What if the estate is unable to pay the taxes?
In the case of an insolvent estate, where the assets are not sufficient to pay the debts and taxes which are due, jointly owned property which had been owned by the deceased may be used to pay these debts, taxes and expenses. How does a court determine what taxes are due? A tax determination is based upon the assets of the estate, certain exemptions which are available, the relationships between the deceased and the heirs and other factors. In terms of jointly owned property, the tax determination is based upon each owner's contribution to the acquisition of the property. Example: "Margaret" purchases a $10,000 CD in her name and her granddaughter "Susan's" name. Margaret contributes the full purchase price. When she dies, the CD is payable to Susan, but its value must be included in the estate for tax purposes. Should Susan die first, Margaret would have no tax liability on the CD since she could show she made the full $10,000 contribution. Tax laws are growing increasingly complex, and the various benefits and obligations which they entail, particularly for property held by husband and wife, cannot be covered in a general pamphlet It is important to know, however, that joint tenancy may not always be the most beneficial and economical way to own property, and that there may be estate planning devices which will better meet your needs both now and in the future.

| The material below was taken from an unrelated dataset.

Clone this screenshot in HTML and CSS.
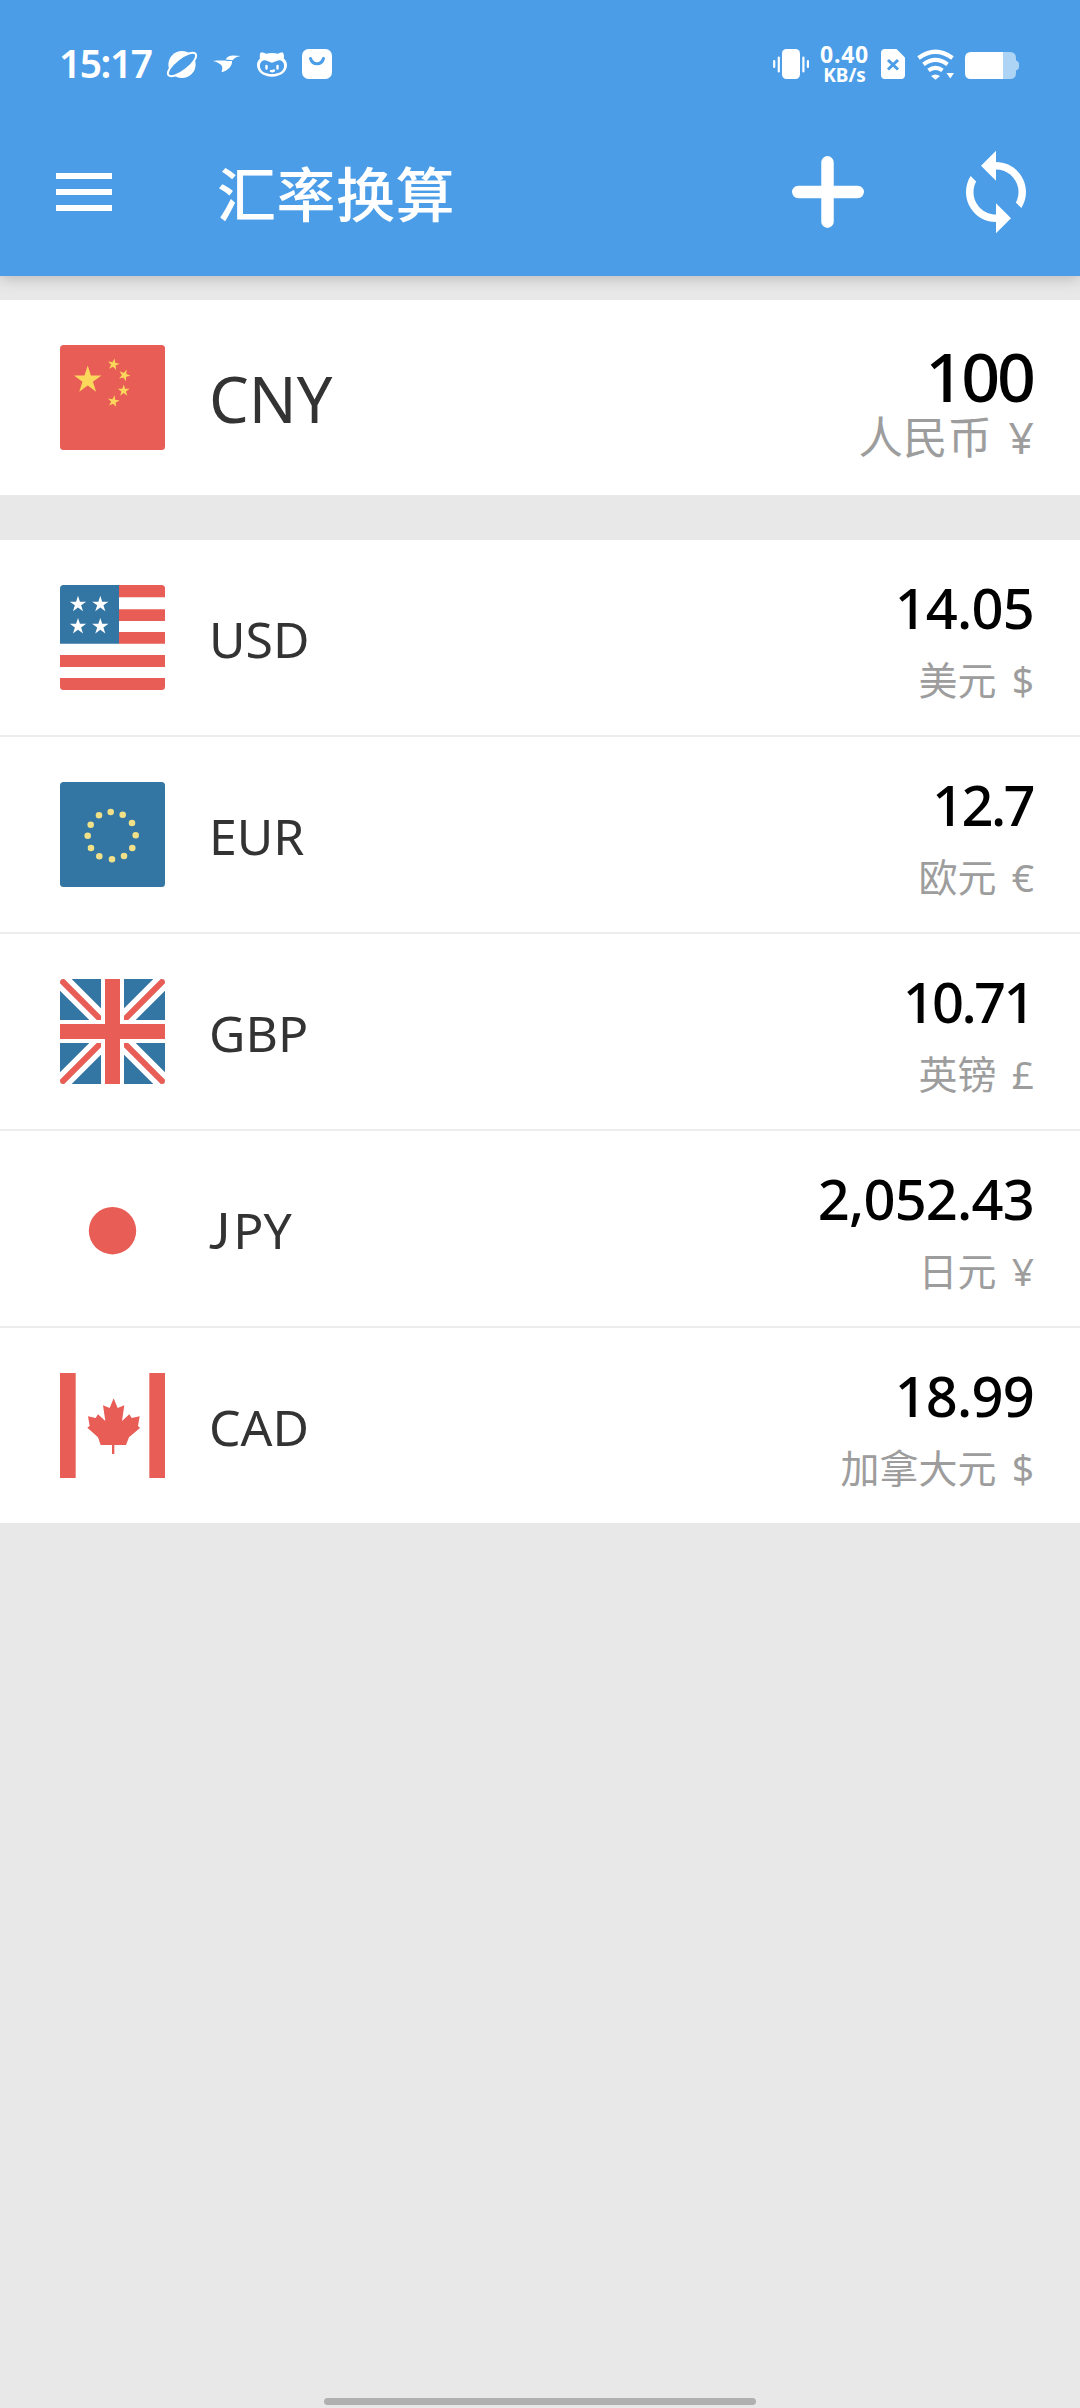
FILE: index.html
```html
<!DOCTYPE html>
<html lang="zh-CN">
<head>
<meta charset="utf-8">
<title>汇率换算</title>
<link rel="stylesheet" href="styles.css">
</head>
<body>
<svg width="0" height="0" class="defs"><defs>
  <path id="star" d="M0-1 .2245-.309 .951-.309 .363 .118 .588 .809 0 .382-.588 .809-.363 .118-.951-.309-.2245-.309Z"/>
</defs></svg>
<div class="screen">
  <header class="header">
    <div class="status">
      <div class="status-left">
        <span class="time">15:17</span>
        <svg width="32" height="36" viewBox="166 46 32 36"><circle cx="182" cy="64.5" r="13.6" fill="#fff"/><ellipse cx="182" cy="64.5" rx="17.2" ry="6.2" transform="rotate(-38 182 64.5)" fill="#4b9de8" stroke="#fff" stroke-width="2"/></svg>
        <svg width="30" height="36" viewBox="212 46 30 36"><path fill="#fff" d="M213 61c5-.6 11-.6 14.500 0l4.500 0c.5 4.500-3.500 9.500-10.500 11.300 .8-2.500 1-4.500 .6-6-2-3-5-4.300-9.100-5.300zM225.500 59.500c2-3 4.500-3.900 7.500-3.900l8 .5c-4 .5-6 1.300-8.500 4.200z"/></svg>
        <svg width="32" height="36" viewBox="256 46 32 36"><path fill="#fff" d="M260.500 52.500c2.500-.2 4 .3 5.500 1.300 4-1 8-1 12 0 1.500-1 3-1.500 5-1.300 1 2 1.200 4 .8 6 2.200 2 3.200 4 3.200 6.500 0 7-6.500 11.700-15 11.700S257 72 257 65c0-2.500 1-4.500 3-6.500-.4-2-.3-4 .5-6z"/><path fill="#4b9de8" d="M260 67c-.6-5 3-7.500 6-6.500l6 2.200 6-2.200c3-1 6.600 1.500 6 6.500-1 5-6 7-12 7s-11-2-12-7z"/><path stroke="#fff" stroke-width="2.400" stroke-linecap="round" fill="none" d="M266.500 66v2.500M277.500 66v2.500M271 71q1.500 .8 3-.5"/></svg>
        <svg width="32" height="36" viewBox="301 46 32 36"><rect x="302" y="49" width="30" height="30" rx="6.500" fill="#fff"/><path d="M310.500 58.500c2 7 11 7 13 0" fill="none" stroke="#4b9de8" stroke-width="3" stroke-linecap="round"/></svg>
      </div>
      <div class="status-right">
        <svg width="38" height="36" viewBox="773 46 38 36"><rect x="783" y="49" width="18" height="30" rx="4.500" fill="#fff"/><path stroke="#fff" stroke-width="2.200" stroke-linecap="round" d="M775.200 61v6M779.800 57.500v14M804.400 57.500v14M808.900 61v6"/></svg>
        <div class="speed"><span class="rate">0.40</span><span class="unit">KB/s</span></div>
        <svg width="24" height="36" viewBox="882 46 24 36"><path fill="#fff" d="M886 49h11.500l8.500 8.500V75q0 4-4 4h-16q-4 0-4-4V53q0-4 4-4z"/><path stroke="#4b9de8" stroke-width="3" d="M889 60l10 9.500M899 60l-10 9.500"/></svg>
        <svg width="38" height="36" viewBox="918 46 38 36"><g fill="none" stroke="#fff" stroke-width="4.200"><path d="M919.500 58q17-12.500 34 0M924.500 64.400q12-9 24 0M929.500 70.400q7-5 14 0"/></g><path fill="#fff" d="M932 76q4.500-3 9 0l-4.500 3.700zM947.500 73h7.500l-3.700 5.500z"/></svg>
        <svg width="56" height="36" viewBox="965 46 56 36"><path fill="#fff" fill-opacity=".55" d="M1004 52h7q6 0 6 6v2.500q3 1 3 3v4q0 2-3 3V73q0 6-6 6h-7z"/><path fill="#fff" d="M972 52h32v27h-32q-6 0-6-6V58q0-6 6-6z"/></svg>
      </div>
    </div>
    <div class="toolbar">
      <svg class="menu" width="56" height="38" viewBox="0 0 56 38"><path fill="#fff" d="M0 0h56v6H0zM0 16h56v6H0zM0 32h56v6H0z"/></svg>
      <h1 class="title">汇率换算</h1>
      <svg class="add" width="72" height="72" viewBox="0 0 72 72"><path stroke="#fff" stroke-width="12.500" stroke-linecap="round" d="M6.300 36h59.400M35.500 6.300v59.400"/></svg>
      <svg class="sync" width="90" height="90" viewBox="0 0 24 24"><path fill="#fff" d="M12 4V1L8 5l4 4V6c3.310 0 6 2.690 6 6 0 1.010-.25 1.970-.7 2.800l1.460 1.460C19.540 15.030 20 13.570 20 12c0-4.420-3.580-8-8-8zm0 14c-3.310 0-6-2.690-6-6 0-1.010.25-1.970.7-2.800L5.240 7.740C4.460 8.970 4 10.430 4 12c0 4.420 3.580 8 8 8v3l4-4-4-4v3z"/></svg>
    </div>
  </header>
  <main>
    <section class="row base">
      <svg class="flag" viewBox="0 0 105 105"><rect width="105" height="105" fill="#e85d55"/><g fill="#fbd75b"><use href="#star" transform="translate(27.700 35) scale(14.400)"/><use href="#star" transform="translate(53.500 19.500) rotate(10) scale(6.200)"/><use href="#star" transform="translate(64.300 30.300) rotate(22) scale(6.200)"/><use href="#star" transform="translate(63.700 45.700) scale(6.200)"/><use href="#star" transform="translate(53.500 56.300) rotate(10) scale(6.200)"/></g></svg>
      <span class="code">CNY</span>
      <div class="money"><span class="amount">100</span><span class="label">人民币 <i>¥</i></span></div>
    </section>
    <section class="list">
      <div class="row">
        <svg class="flag" viewBox="0 0 105 105"><rect width="105" height="105" fill="#fff"/><path fill="#e85d55" d="M59 0h46v12.300H59zM59 24.300h46v11.700H59zM59 47h46v11.700H59zM0 70h105v12H0zM0 93h105v12H0z"/><path fill="#3375a3" d="M0 0h59v58.700H0z"/><g fill="#fff"><use href="#star" transform="translate(18 19.300) scale(8.600)"/><use href="#star" transform="translate(40.300 19.300) scale(8.600)"/><use href="#star" transform="translate(18 41.500) scale(8.600)"/><use href="#star" transform="translate(40.300 41.500) scale(8.600)"/></g></svg>
        <span class="code">USD</span>
        <div class="money"><span class="amount">14.05</span><span class="label">美元 <i>$</i></span></div>
      </div>
      <div class="row">
        <svg class="flag" viewBox="0 0 105 105"><rect width="105" height="105" fill="#3375a3"/><path fill="none" stroke="#f0e087" stroke-width="6.600" stroke-linecap="round" d="M50.700 30h0M62.700 32.700h0M72 41h0M75.700 53.300h0M72.300 66h0M64 74h0M52 77.300h0M39.300 74.300h0M31 66h0M27.700 53.700h0M30.700 42.700h0M39 33.300h0"/></svg>
        <span class="code">EUR</span>
        <div class="money"><span class="amount tight">12.7</span><span class="label">欧元 <i>€</i></span></div>
      </div>
      <div class="row">
        <svg class="flag" viewBox="0 0 105 105"><rect width="105" height="105" fill="#3375a3"/><path stroke="#fff" stroke-width="16.500" d="M-5-5 110 110M110-5-5 110"/><path stroke="#e85d55" stroke-width="6" d="M0 0 105 105M105 0 0 105"/><path fill="#fff" d="M41 0h23v41h41v23H64v41H41V64H0V41h41z"/><path fill="#e85d55" d="M45 0h15v45h45v15H60v45H45V60H0V45h45z"/></svg>
        <span class="code">GBP</span>
        <div class="money"><span class="amount tight">10.71</span><span class="label">英镑 <i>£</i></span></div>
      </div>
      <div class="row">
        <svg class="flag" viewBox="0 0 105 105"><circle cx="52.500" cy="54.700" r="23.700" fill="#e85d55"/></svg>
        <span class="code"><span class="hook">J</span>PY</span>
        <div class="money"><span class="amount">2,052.43</span><span class="label">日元 <i>¥</i></span></div>
      </div>
      <div class="row">
        <svg class="flag square" viewBox="60 69 315 315"><path fill="#e85d55" d="M60 69h47v315H60zM328 69h47v315h-47zM221 145 209 174 189 166 196 213 174 193 167 204 144 199 149 228 142 233 174 262 182 285H216V312H223V285H258L267 262 300 234 294 228 299 199 275 204 268 193 246 213 253 166 233 174Z"/></svg>
        <span class="code">CAD</span>
        <div class="money"><span class="amount">18.99</span><span class="label">加拿大元 <i>$</i></span></div>
      </div>
    </section>
  </main>
  <footer class="nav"><span class="handle"></span></footer>
</div>
</body>
</html>
```
FILE: styles.css
```css
* { box-sizing: border-box; }
body { margin: 0; background: #e8e8e8; font-family: "Noto Sans", "Noto Sans CJK SC", sans-serif; }
svg { display: block; flex: none; }
.defs { display: none; }
.screen { width: 1080px; height: 2408px; display: flex; flex-direction: column; }

.header { height: 276px; background: #4b9de8; color: #fff; box-shadow: 0 2px 14px rgba(0, 0, 0, .22); }
.status { height: 128px; padding: 0 60px 0 59px; display: flex; justify-content: space-between; }
.status-left, .status-right { display: flex; height: 128px; }
.status svg { margin-top: 46px; }
.time { width: 107px; margin-top: 35px; font-size: 39px; font-weight: 600; line-height: 55px; letter-spacing: -1.5px; white-space: nowrap; }
.status-left svg + svg { margin-left: 14px; }
.status-left svg:nth-of-type(4) { margin-left: 13px; }
.speed { width: 71px; padding: 41px 2px 0 0; display: flex; flex-direction: column; align-items: center; font-weight: 700; }
.rate { font-size: 23px; line-height: 27px; letter-spacing: .8px; }
.unit { font-size: 19px; line-height: 15px; }
.status-right svg:nth-of-type(2) { margin-left: 0; }
.status-right svg:nth-of-type(3) { margin-left: 12px; }
.status-right svg:nth-of-type(4) { margin-left: 9px; }

.toolbar { height: 128px; padding: 0 39px 0 56px; display: flex; align-items: center; }
.title { margin: 0; margin-left: 105px; padding-top: 4px; flex: 1; font-size: 59px; font-weight: 500; line-height: 80px; letter-spacing: .5px; }
.sync { margin-left: 87px; }

.row { height: 195px; padding: 0 46px 0 60px; background: #fff; display: flex; align-items: center; }
.base { margin: 24px 0 45px; }
.list .row + .row { border-top: 2px solid #ececec; height: 197px; }
.flag { width: 105px; height: 105px; border-radius: 3.5px; }
.square { border-radius: 0; }
.code { margin-left: 44px; padding-top: 2px; flex: 1; color: #333; font-size: 50px; line-height: 70px; }
.hook { font-family: "Lato", sans-serif; margin-right: 3px; }
.base .code { font-size: 63px; }
.money { align-self: flex-start; padding-top: 34px; display: flex; flex-direction: column; align-items: flex-end; white-space: nowrap; }
.amount { color: #000; font-size: 56px; font-weight: 500; line-height: 67px; letter-spacing: -.8px; }
.tight { letter-spacing: -2.6px; margin-right: 1px; }
.label { color: #9d9d9d; font-size: 39px; line-height: 77px; }
.label i { font-style: normal; margin-left: 5px; }
.base .money { padding-top: 40px; }
.base .amount { font-size: 68px; line-height: 72px; letter-spacing: -3px; margin-right: 1px; }
.base .label { font-size: 44.5px; line-height: 50px; }

.nav { margin-top: auto; height: 10px; display: flex; justify-content: center; }
.handle { width: 432px; height: 7px; border-radius: 4px; background: #b0b0b0; }
```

What should be done about existing survivorships?
Whether to continue to hold property presently owned in some form of survivorship, or to acquire additional property in that form of ownership, requires careful study based on your individual circumstances. Changes in tax laws, property laws and property values, as well as many other factors, affect such decisions.
Joint tenancy and other survivorship interests involve serious consequences. You and your lawyer should review any existing survivorship arrangements regularly, and consider carefully any such future arrangements. Remember, joint tenancy is not a substitute for a carefully prepared estate plan.